Not everyone is invited into the honor culture. In the Old South, it was a white males only club, which is why Eaton eliminated 231 non-whites and nine women from her executed sample group. The variable she was investigating, at least in this study, was geography alone.

OK, most folks don’t have a lot in common with the moral monsters who usually wash up on death row. But the fact is, we’re all born with a basic moral software that evolved over millions of years, got more and more complex as our brains did and was absolutely essential if a highly social species like ours was going to survive. Ethicists and behavioral scientists refer to that fundamental set of behavioral guidelines as moral grammar. As with real grammar, its rules are often broken; as with real software, it can become corrupted.

A lot of things can cause that breakdown: life experience, deprivation, poverty, psychological disorders.

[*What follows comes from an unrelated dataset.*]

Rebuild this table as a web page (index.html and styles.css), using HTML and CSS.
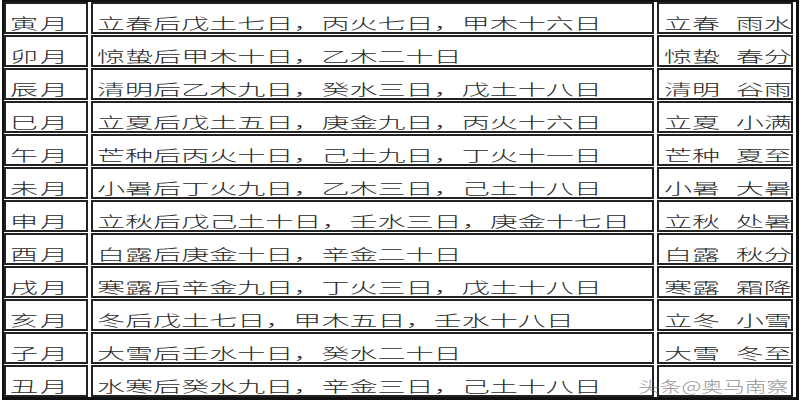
FILE: index.html
```html
<!DOCTYPE html>
<html lang="zh">
<head>
<meta charset="utf-8">
<link rel="stylesheet" href="styles.css">
</head>
<body>
<div class="table">
  <div class="cell c1"><span class="t">寅月</span></div><div class="cell c2"><span class="t">立春后戊土七日，丙火七日，甲木十六日</span></div><div class="cell c3"><span class="t">立春 雨水</span></div>
  <div class="cell c1"><span class="t">卯月</span></div><div class="cell c2"><span class="t">惊蛰后甲木十日，乙木二十日</span></div><div class="cell c3"><span class="t">惊蛰 春分</span></div>
  <div class="cell c1"><span class="t">辰月</span></div><div class="cell c2"><span class="t">清明后乙木九日，癸水三日，戊土十八日</span></div><div class="cell c3"><span class="t">清明 谷雨</span></div>
  <div class="cell c1"><span class="t">巳月</span></div><div class="cell c2"><span class="t">立夏后戊土五日，庚金九日，丙火十六日</span></div><div class="cell c3"><span class="t">立夏 小满</span></div>
  <div class="cell c1"><span class="t">午月</span></div><div class="cell c2"><span class="t">芒种后丙火十日，己土九日，丁火十一日</span></div><div class="cell c3"><span class="t">芒种 夏至</span></div>
  <div class="cell c1"><span class="t">未月</span></div><div class="cell c2"><span class="t">小暑后丁火九日，乙木三日，己土十八日</span></div><div class="cell c3"><span class="t">小暑 大暑</span></div>
  <div class="cell c1"><span class="t">申月</span></div><div class="cell c2"><span class="t">立秋后戊己土十日，壬水三日，庚金十七日</span></div><div class="cell c3"><span class="t">立秋 处暑</span></div>
  <div class="cell c1"><span class="t">酉月</span></div><div class="cell c2"><span class="t">白露后庚金十日，辛金二十日</span></div><div class="cell c3"><span class="t">白露 秋分</span></div>
  <div class="cell c1"><span class="t">戌月</span></div><div class="cell c2"><span class="t">寒露后辛金九日，丁火三日，戊土十八日</span></div><div class="cell c3"><span class="t">寒露 霜降</span></div>
  <div class="cell c1"><span class="t">亥月</span></div><div class="cell c2"><span class="t">冬后戊土七日，甲木五日，壬水十八日</span></div><div class="cell c3"><span class="t">立冬 小雪</span></div>
  <div class="cell c1"><span class="t">子月</span></div><div class="cell c2"><span class="t">大雪后壬水十日，癸水二十日</span></div><div class="cell c3"><span class="t">大雪 冬至</span></div>
  <div class="cell c1"><span class="t">丑月</span></div><div class="cell c2"><span class="t">水寒后癸水九日，辛金三日，己土十八日</span></div><div class="cell c3"></div>
  <div class="mark">头条@奥马南察</div>
</div>
</body>
</html>
```

FILE: styles.css
```css
html, body {
  margin: 0;
  padding: 0;
  background: #fff;
}

body {
  width: 800px;
  height: 400px;
  overflow: hidden;
}

.table {
  position: relative;
  box-sizing: border-box;
  width: 797px;
  height: 400px;
  margin-left: 2px;
  border: 2px solid #111;
  border-bottom-width: 3px;
  border-right-width: 3px;
  padding: 0 2px 0 0;
  display: grid;
  grid-template-columns: 84px 563px 136px;
  grid-auto-rows: 32px;
  column-gap: 3px;
  row-gap: 1px;
  font-family: "Noto Sans CJK SC", "Noto Sans", sans-serif;
  font-size: 15px;
  font-weight: 300;
  color: #2b2b2b;
}

.cell {
  box-sizing: border-box;
  border: 2px solid #222;
  display: flex;
  align-items: center;
  padding: 9px 0 0 4px;
  overflow: hidden;
}

.t {
  display: inline-block;
  white-space: nowrap;
  transform: scaleX(1.87);
  transform-origin: 0 50%;
  line-height: 1;
}

.c1 .t {
  letter-spacing: 1px;
}

.c3 .t {
  word-spacing: 5px;
}

.c3 {
  padding-left: 5px;
}

.mark {
  position: absolute;
  left: 634px;
  top: 376px;
  font-size: 15px;
  line-height: 1;
  color: rgba(110, 110, 110, 0.75);
  white-space: nowrap;
  transform: scaleX(1.45);
  transform-origin: 0 50%;
}
```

All of those can be turbo-charged by nothing more than a mean streak. Not every poor or deprived person winds up on death row, after all, and moral grammar does include a component of accountability: sometimes you get in trouble because you’re just a nasty bastard and make bad choices. But good choices—and good manners—can be become permanent habits, one more reason we have survived as a species.

I’m put in mind of a young, southern officer I met during a visit to the aircraft carrier USS Eisenhower. The difficulty of navigating the narrow corridors of all Naval vessels is simplified a bit by the rule that a lower-ranking person must always yield to a higher ranking person approaching from the other direction. The officer I spoke to admitted that that became hard for him when he began serving with lower-ranking women.

“I was brought up to stand aside and let a woman pass,” he told me. “It just feels wrong not to.”

Archaic? Maybe. Out of step with our supposedly sexually egalitarian military? Sure. But sweet too—you have to admit it’s sweet. And his mother would probably be proud.

Such tiny grace notes occur all the time, every day, and help us—in our own flawed and fractious way—get along. That is no bar to the worst of us coming to an ugly end. But the fact that, even as that end plays out, a flicker of our better tendencies sometimes resurfaces, provides a small bit of hope.